To survive during recession, and within the context of pressure from much more technologically advanced international competitors, businesses in adjusting Third World countries have relied upon what is frequently their only competitive advantage: access to cheap labour. In this, they have been influenced by the tendency throughout the world economy to promote the flexible use of the workforce, renouncing when possible the obligation to provide formal employment benefits and avoiding collective bargaining. They have also been assisted by governments following specific adjustment-related guidelines to keep wages down.

Throughout most of the highly indebted Third World (and, more recently, within the former Soviet bloc as well), the formal sector working class is therefore shrinking and working conditions within it are becoming more difficult. Under threat of unemployment and/or political repression, many of the gains won in earlier periods by organized labour have been lost.
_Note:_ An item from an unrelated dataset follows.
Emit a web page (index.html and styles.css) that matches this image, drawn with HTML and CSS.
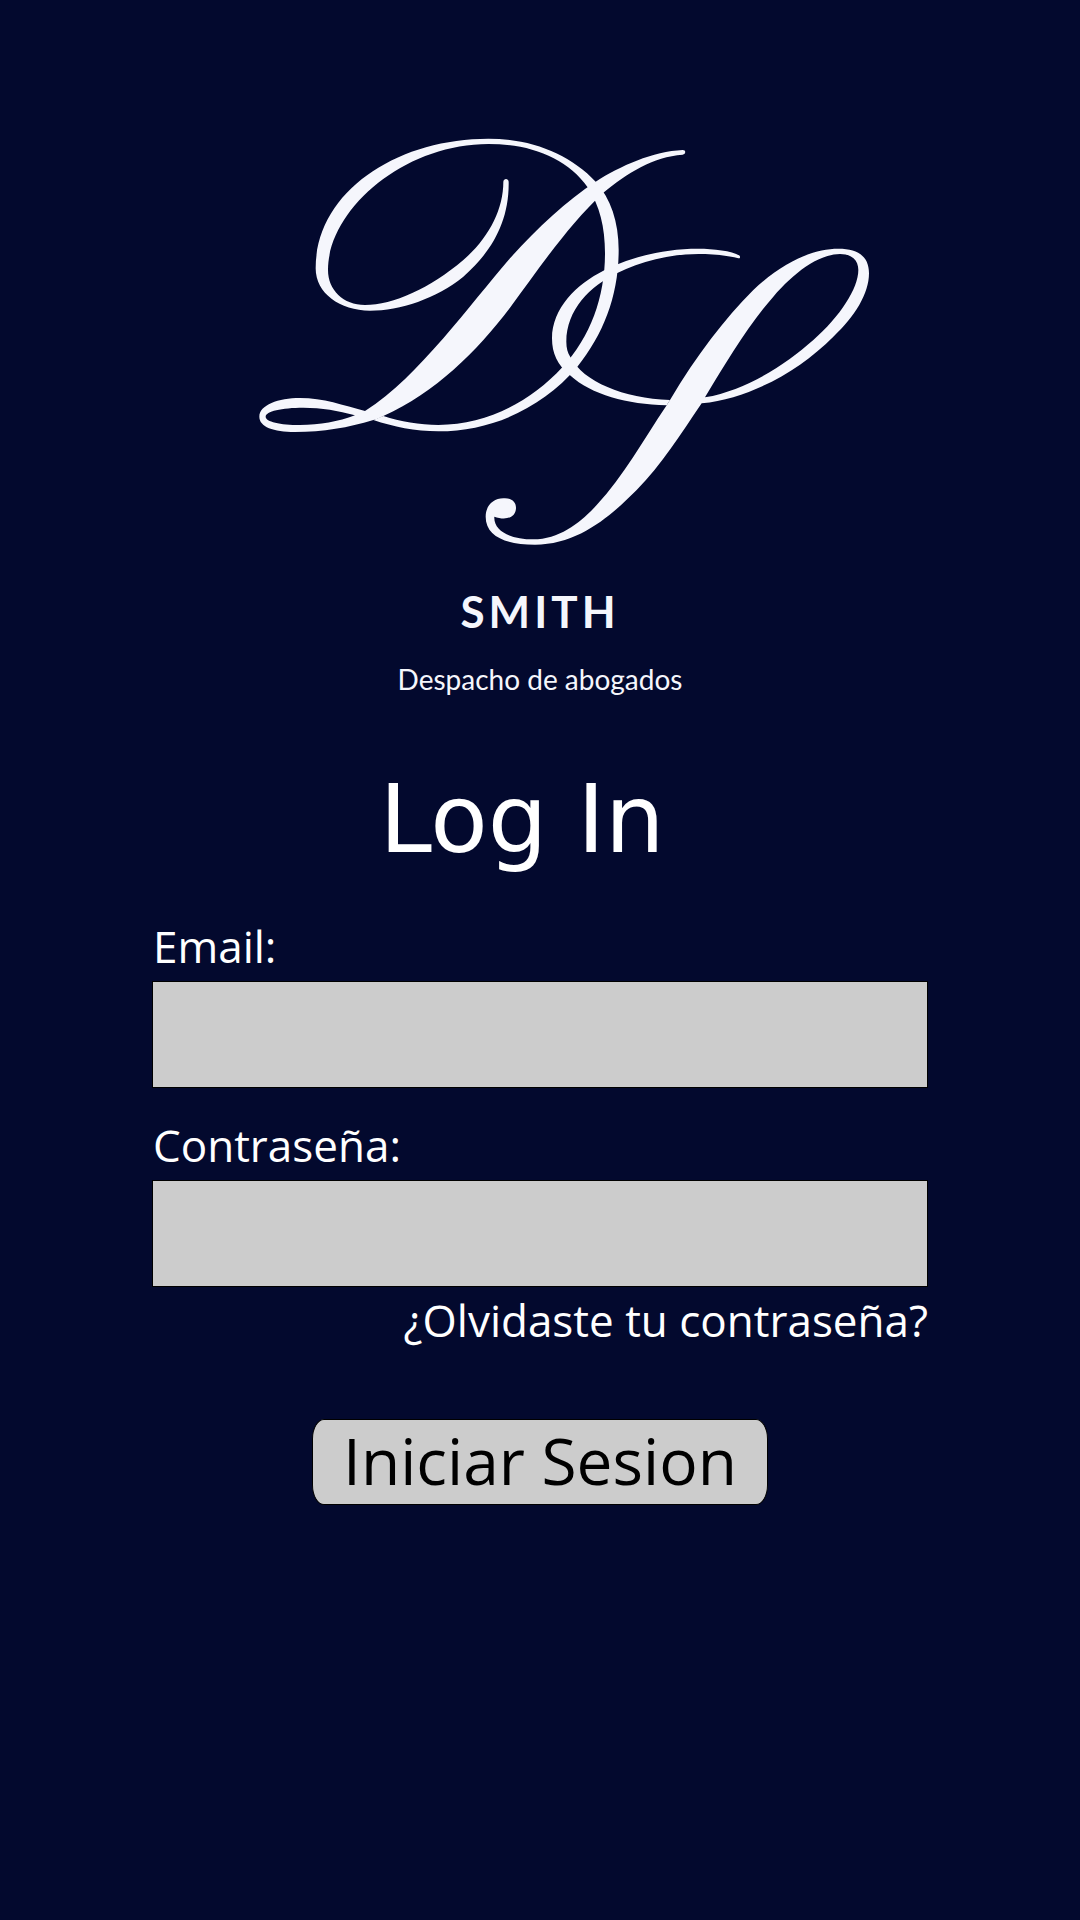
FILE: index.html
```html
<!DOCTYPE html>
<html lang="es">
<head>
  <meta charset="utf-8">
  <meta name="viewport" content="width=device-width, initial-scale=1">
  <title>Smith - Log In</title>
  <link rel="stylesheet" href="styles.css">
</head>
<body>
  <main class="page">
    <header class="brand">
      <svg class="monogram" viewBox="-150 0 2040 1320" role="img" aria-label="DS">
        <!-- Upper loop and bowl -->
        <path d="M776 185C778 310 720 400 640 470C560 535 450 572 360 572C270 572 197 520 197 445C197 215 440 56 715 56C845 56 960 103 1037 185C1082 235 1106 305 1106 390C1106 525 1062 640 981 742C877 864 725 934 565 934C495 934 430 920 370 900L400 888C450 904 510 915 565 915C710 915 842 845 937 742C1022 650 1065 530 1065 400C1065 320 1049 258 1014 203C950 112 840 72 715 72C460 72 234 270 234 450C234 510 280 555 345 555C430 555 540 505 640 420C715 355 760 270 760 185C761 174 775 174 776 185Z"/>
        <!-- Stem and foot loop -->
        <path fill-rule="evenodd" d="M345 873C280 856 220 834 150 834C85 834 28 855 28 890C28 920 70 936 135 936C220 936 295 923 370 900C385 896 392 892 400 888C555 818 680 695 780 563C865 448 955 315 1060 218C1130 160 1210 110 1298 104Q1306 103 1306 96Q1306 90 1298 90C1210 94 1110 138 1037 185C950 242 855 330 780 415C720 484 650 575 580 655C500 745 430 820 345 873ZM315 886C265 872 215 863 160 863C95 863 47 874 47 890C47 905 90 915 150 915C210 915 265 905 315 886Z"/>
        <!-- Entry stroke of the second letter -->
        <path d="M1465 415C1435 406 1385 402 1345 402C1260 402 1170 425 1102 459C1020 498 949 570 949 665C949 685 953 698 961 711C1000 785 1120 835 1260 840L1250 856C1130 853 1025 825 960 766C922 735 906 700 906 655C906 565 980 492 1060 452C1145 410 1240 386 1345 386C1390 386 1445 392 1469 407Q1473 415 1465 415Z"/>
        <!-- Second stem with its head loop and ball terminal -->
        <path fill-rule="evenodd" d="M1260 840C1340 705 1425 595 1510 510C1600 425 1690 386 1765 386C1825 386 1857 410 1857 460C1857 520 1815 590 1750 650C1645 755 1500 835 1355 850C1290 945 1235 1035 1160 1110C1090 1180 990 1274 855 1274C770 1274 707 1250 707 1190C707 1157 730 1135 760 1135C783 1133 798 1145 798 1163C798 1195 765 1202 733 1190C730 1235 785 1258 850 1258C930 1258 995 1205 1040 1155C1120 1070 1180 960 1250 856ZM1365 832C1490 810 1605 735 1690 660C1770 590 1825 505 1825 450C1825 420 1805 402 1770 402C1705 402 1630 460 1570 530C1495 615 1430 725 1365 832Z"/>
      </svg>
      <p class="brand-name">SMITH</p>
      <p class="brand-tagline">Despacho de abogados</p>
    </header>

    <form class="login">
      <h1 class="title">Log In</h1>
      <div class="field">
        <label class="label" for="email">Email:</label>
        <input class="input" id="email" name="email" type="email">
      </div>
      <div class="field">
        <label class="label" for="password">Contraseña:</label>
        <input class="input" id="password" name="password" type="password">
      </div>
      <a class="forgot" href="#">¿Olvidaste tu contraseña?</a>
      <button class="submit" type="submit">Iniciar Sesion</button>
    </form>
  </main>
</body>
</html>
```
FILE: styles.css
```css
* {
  box-sizing: border-box;
}

body {
  margin: 0;
  min-height: 100vh;
  background: #03092e;
  color: #fff;
  font-family: "Open Sans", "Noto Sans", sans-serif;
}

.page {
  padding: 120px 152px 80px;
}

.brand {
  display: flex;
  flex-direction: column;
  align-items: center;
  color: #f5f6fc;
  font-family: Lato, sans-serif;
}

.monogram {
  width: 680px;
  max-width: 100%;
  fill: currentColor;
}

.brand-name {
  margin: 23px 0 0;
  font-size: 44px;
  font-weight: 700;
  line-height: 56px;
  letter-spacing: 4px;
}

.brand-tagline {
  margin: 20px 0 0;
  font-size: 28px;
  line-height: 40px;
}

.login {
  display: flex;
  flex-direction: column;
}

.title {
  margin: 61px 0 38px;
  padding-right: 36px;
  font-family: "DejaVu Sans", sans-serif;
  font-size: 94px;
  font-weight: 400;
  line-height: 120px;
  text-align: center;
}

.field {
  display: flex;
  flex-direction: column;
  margin-bottom: 29px;
}

.label {
  padding: 0 0 7px 1px;
  font-size: 44px;
  line-height: 56px;
}

.input {
  width: 100%;
  height: 107px;
  padding: 0 24px;
  border: 1px solid #000;
  border-radius: 0;
  background: #ccc;
  color: #000;
  font: inherit;
  font-size: 44px;
}

.forgot {
  align-self: flex-end;
  margin-top: -24px;
  color: inherit;
  font-size: 44px;
  line-height: 56px;
  text-decoration: none;
}

.submit {
  align-self: center;
  margin-top: 71px;
  padding: 0 30px 2px;
  border: 1px solid #000;
  border-radius: 12px / 20px;
  background: #ccc;
  color: #000;
  font: inherit;
  font-size: 64px;
  line-height: 82px;
}
```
Workers are now less likely than 10 or 20 years ago to have a say concerning the way production is structured within the factory or shop, and to be able to protect themselves from arbitrary changes in their status or remuneration.

Increasingly, the workforce includes women and young people pushed out of home and school by declining family income. The entry of new groups, often with little experience in the workplace, tends to push wages down and further weakens existing union organization. These less protected strata are particularly sought out by one of the few sectors of the economy which are currently growing in many heavily indebted countries — the labour-intensive assembly plants and agricultural processing establishments producing exports under contract to foreign buyers.

A large number of people attempting to make a living within the confines of sluggish and debt-ridden economies have turned to trade. Liberalization of trade creates extraordinary opportunities for exporters and importers, and especially for those who can operate on a large scale. At the same time, small-scale importing has gained central importance in the livelihood strategies of many middle class and poorer families which respond to demand from their neighbours and friends for imported goods which are highly competitive with products produced at home. The new middle class of Jamaica, for example is increasingly composed of higglers who bring in goods from Miami and Panama. Factories formerly producing sweaters and cotton clothing in central Mexico stand idle, since their owners have begun importing bales of used clothing from the United States.

In the search for additional income, many households now count members within the informal sector, which has grown at a very rapid rate within the framework of adjustment. Here a process of diversification is occurring, as established informal sector businesses feel pressure from new entrants. Members of middle or working class families who turn to informal sector activities are often better educated and may dispose of more capital than traditional businesses; and competition is forcing many already precarious enterprises to shut their doors, or to adopt still harsher methods of exploiting unremunerated labour.

Developments within the public service sector are closely related to the rapid growth of informal or unregulated business activity. Reduction of government expenditure in many countries has been accomplished both through eliminating programmes and personnel, and through keeping wages low. Sharply declining income has affected not only the livelihood strategy of civil servants but the quality of their work. And cutbacks within such fields as public health and education have forced many people who formerly depended upon access to these services to look for alternatives within the private or informal sector.